▸ Required work
Every line below should be copied exactly; drop the pictures.

▸ Material provided

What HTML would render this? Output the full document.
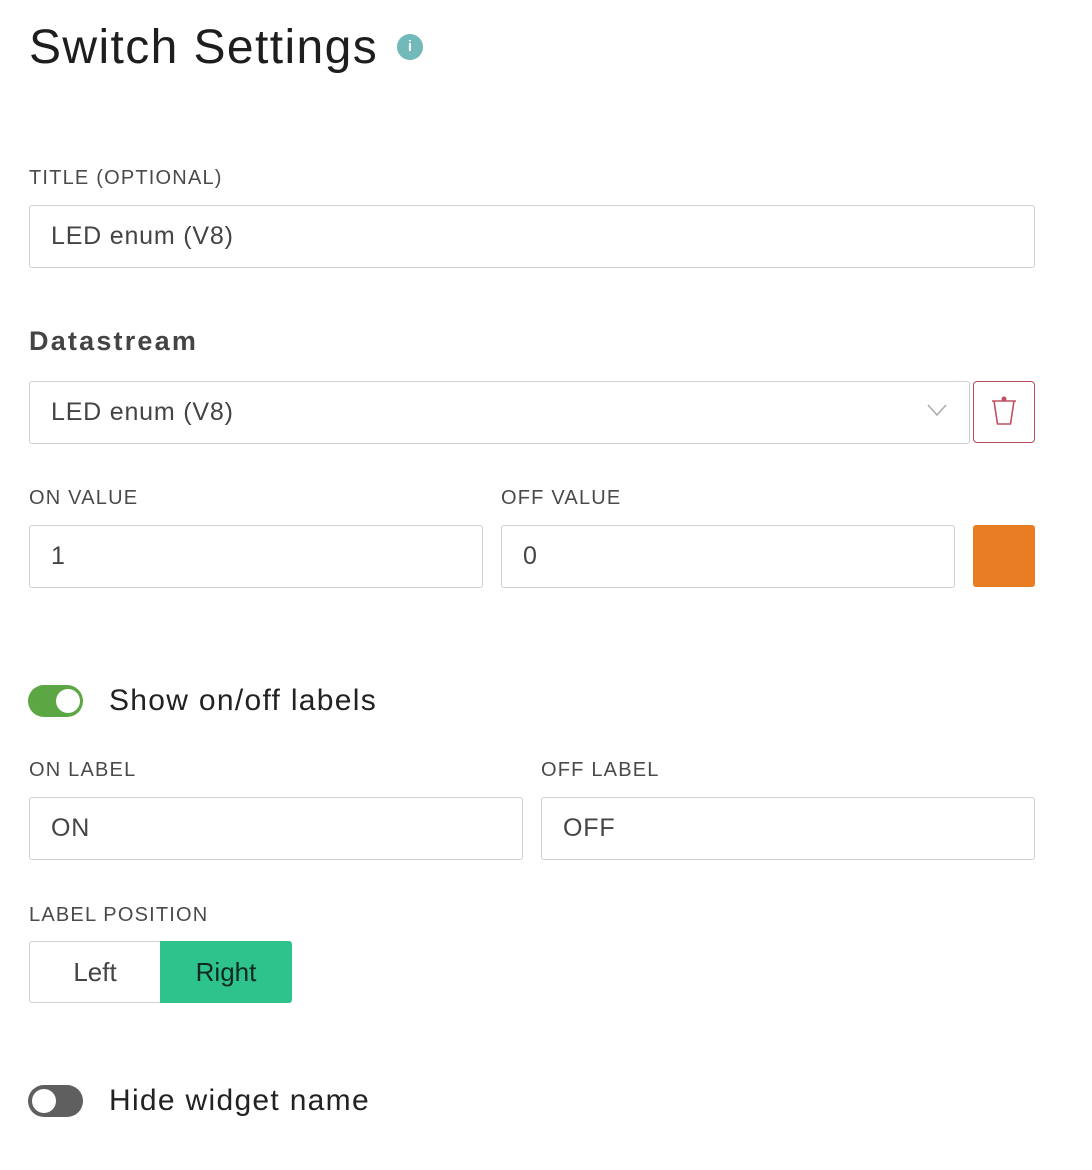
<!DOCTYPE html>
<html><head><style>
*{margin:0;padding:0;box-sizing:border-box}
body{width:1092px;height:1170px;background:#fff;font-family:"Liberation Sans",sans-serif;position:relative;overflow:hidden}
.a{position:absolute}
.lbl{position:absolute;font-size:20px;color:#4a4a4a;letter-spacing:1.2px;line-height:20px}
.inp{position:absolute;border:1px solid #cfcfcf;border-radius:3px;font-size:25px;color:#444;padding-left:21px;display:flex;align-items:center;letter-spacing:0.8px}
.tg{position:absolute;width:55px;height:32px;border-radius:16px}
.kn{position:absolute;top:4px;width:24px;height:24px;border-radius:50%;background:#fff}
.tt{position:absolute;font-size:30px;color:#222;line-height:32px;letter-spacing:1.3px}
</style></head><body>
<div class="a" style="left:29px;top:20px;font-size:48px;color:#1e1e1e;line-height:56px;letter-spacing:1.4px">Switch Settings</div>
<div class="a" style="left:397px;top:34px;width:26px;height:26px;border-radius:50%;background:#72b9b9;color:#fff;font-size:15px;text-align:center;line-height:26px;font-weight:bold">i</div>

<div class="lbl" style="left:29px;top:168px">TITLE (OPTIONAL)</div>
<div class="inp" style="left:29px;top:205px;width:1006px;height:63px">LED enum (V8)</div>

<div class="a" style="left:29px;top:326px;font-size:27px;font-weight:bold;color:#444;letter-spacing:2.2px">Datastream</div>
<div class="inp" style="left:29px;top:381px;width:941px;height:63px">LED enum (V8)</div>
<svg class="a" style="left:926px;top:402px" width="22" height="16"><path d="M2 3 L11 13 L20 3" fill="none" stroke="#aaa" stroke-width="1.5"/></svg>
<div class="a" style="left:973px;top:381px;width:62px;height:62px;border:1.5px solid #b84a5a;border-radius:4px"></div>
<svg class="a" style="left:988px;top:394px" width="32" height="36"><circle cx="16" cy="5" r="2.5" fill="#c05060"/><path d="M4 7 H28 M6 7 L9.5 30 H22.5 L26 7" fill="none" stroke="#c05060" stroke-width="1.6"/></svg>

<div class="lbl" style="left:29px;top:488px">ON VALUE</div>
<div class="lbl" style="left:501px;top:488px">OFF VALUE</div>
<div class="inp" style="left:29px;top:525px;width:454px;height:63px">1</div>
<div class="inp" style="left:501px;top:525px;width:454px;height:63px">0</div>
<div class="a" style="left:973px;top:525px;width:62px;height:62px;background:#e97d23;border-radius:3px"></div>

<div class="tg" style="left:28px;top:685px;background:#5ca643"><div class="kn" style="left:28px"></div></div>
<div class="tt" style="left:109px;top:685px">Show on/off labels</div>

<div class="lbl" style="left:29px;top:760px">ON LABEL</div>
<div class="lbl" style="left:541px;top:760px">OFF LABEL</div>
<div class="inp" style="left:29px;top:797px;width:494px;height:63px">ON</div>
<div class="inp" style="left:541px;top:797px;width:494px;height:63px">OFF</div>

<div class="lbl" style="left:29px;top:905px">LABEL POSITION</div>
<div class="a" style="left:29px;top:941px;width:131px;height:62px;border:1px solid #d0d0d0;border-right:none;border-radius:3px 0 0 3px;font-size:26px;color:#444;text-align:center;line-height:60px">Left</div>
<div class="a" style="left:160px;top:941px;width:132px;height:62px;background:#2ec28c;border-radius:0 3px 3px 0;font-size:26px;color:#0f2a1e;text-align:center;line-height:62px">Right</div>

<div class="tg" style="left:28px;top:1085px;background:#5f5f5f"><div class="kn" style="left:4px"></div></div>
<div class="tt" style="left:109px;top:1085px">Hide widget name</div>
</body></html>
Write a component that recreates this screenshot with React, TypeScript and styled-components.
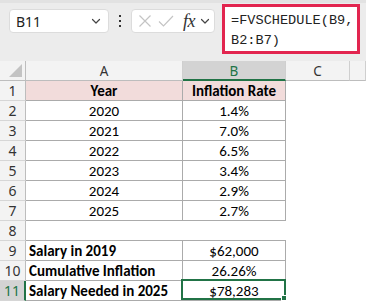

▸ Worked solution
What HTML would render this? Output the full document.
<!DOCTYPE html>
<html><head><style>
*{margin:0;padding:0;box-sizing:border-box}
body{width:1092px;height:1170px;background:#fff;font-family:"Liberation Sans",sans-serif;position:relative;overflow:hidden}
.a{position:absolute}
.lbl{position:absolute;font-size:20px;color:#4a4a4a;letter-spacing:1.2px;line-height:20px}
.inp{position:absolute;border:1px solid #cfcfcf;border-radius:3px;font-size:25px;color:#444;padding-left:21px;display:flex;align-items:center;letter-spacing:0.8px}
.tg{position:absolute;width:55px;height:32px;border-radius:16px}
.kn{position:absolute;top:4px;width:24px;height:24px;border-radius:50%;background:#fff}
.tt{position:absolute;font-size:30px;color:#222;line-height:32px;letter-spacing:1.3px}
</style></head><body>
<div class="a" style="left:29px;top:20px;font-size:48px;color:#1e1e1e;line-height:56px;letter-spacing:1.4px">Switch Settings</div>
<div class="a" style="left:397px;top:34px;width:26px;height:26px;border-radius:50%;background:#72b9b9;color:#fff;font-size:15px;text-align:center;line-height:26px;font-weight:bold">i</div>

<div class="lbl" style="left:29px;top:168px">TITLE (OPTIONAL)</div>
<div class="inp" style="left:29px;top:205px;width:1006px;height:63px">LED enum (V8)</div>

<div class="a" style="left:29px;top:326px;font-size:27px;font-weight:bold;color:#444;letter-spacing:2.2px">Datastream</div>
<div class="inp" style="left:29px;top:381px;width:941px;height:63px">LED enum (V8)</div>
<svg class="a" style="left:926px;top:402px" width="22" height="16"><path d="M2 3 L11 13 L20 3" fill="none" stroke="#aaa" stroke-width="1.5"/></svg>
<div class="a" style="left:973px;top:381px;width:62px;height:62px;border:1.5px solid #b84a5a;border-radius:4px"></div>
<svg class="a" style="left:988px;top:394px" width="32" height="36"><circle cx="16" cy="5" r="2.5" fill="#c05060"/><path d="M4 7 H28 M6 7 L9.5 30 H22.5 L26 7" fill="none" stroke="#c05060" stroke-width="1.6"/></svg>

<div class="lbl" style="left:29px;top:488px">ON VALUE</div>
<div class="lbl" style="left:501px;top:488px">OFF VALUE</div>
<div class="inp" style="left:29px;top:525px;width:454px;height:63px">1</div>
<div class="inp" style="left:501px;top:525px;width:454px;height:63px">0</div>
<div class="a" style="left:973px;top:525px;width:62px;height:62px;background:#e97d23;border-radius:3px"></div>

<div class="tg" style="left:28px;top:685px;background:#5ca643"><div class="kn" style="left:28px"></div></div>
<div class="tt" style="left:109px;top:685px">Show on/off labels</div>

<div class="lbl" style="left:29px;top:760px">ON LABEL</div>
<div class="lbl" style="left:541px;top:760px">OFF LABEL</div>
<div class="inp" style="left:29px;top:797px;width:494px;height:63px">ON</div>
<div class="inp" style="left:541px;top:797px;width:494px;height:63px">OFF</div>

<div class="lbl" style="left:29px;top:905px">LABEL POSITION</div>
<div class="a" style="left:29px;top:941px;width:131px;height:62px;border:1px solid #d0d0d0;border-right:none;border-radius:3px 0 0 3px;font-size:26px;color:#444;text-align:center;line-height:60px">Left</div>
<div class="a" style="left:160px;top:941px;width:132px;height:62px;background:#2ec28c;border-radius:0 3px 3px 0;font-size:26px;color:#0f2a1e;text-align:center;line-height:62px">Right</div>

<div class="tg" style="left:28px;top:1085px;background:#5f5f5f"><div class="kn" style="left:4px"></div></div>
<div class="tt" style="left:109px;top:1085px">Hide widget name</div>
</body></html>
Write a component that recreates this screenshot with React, TypeScript and styled-components.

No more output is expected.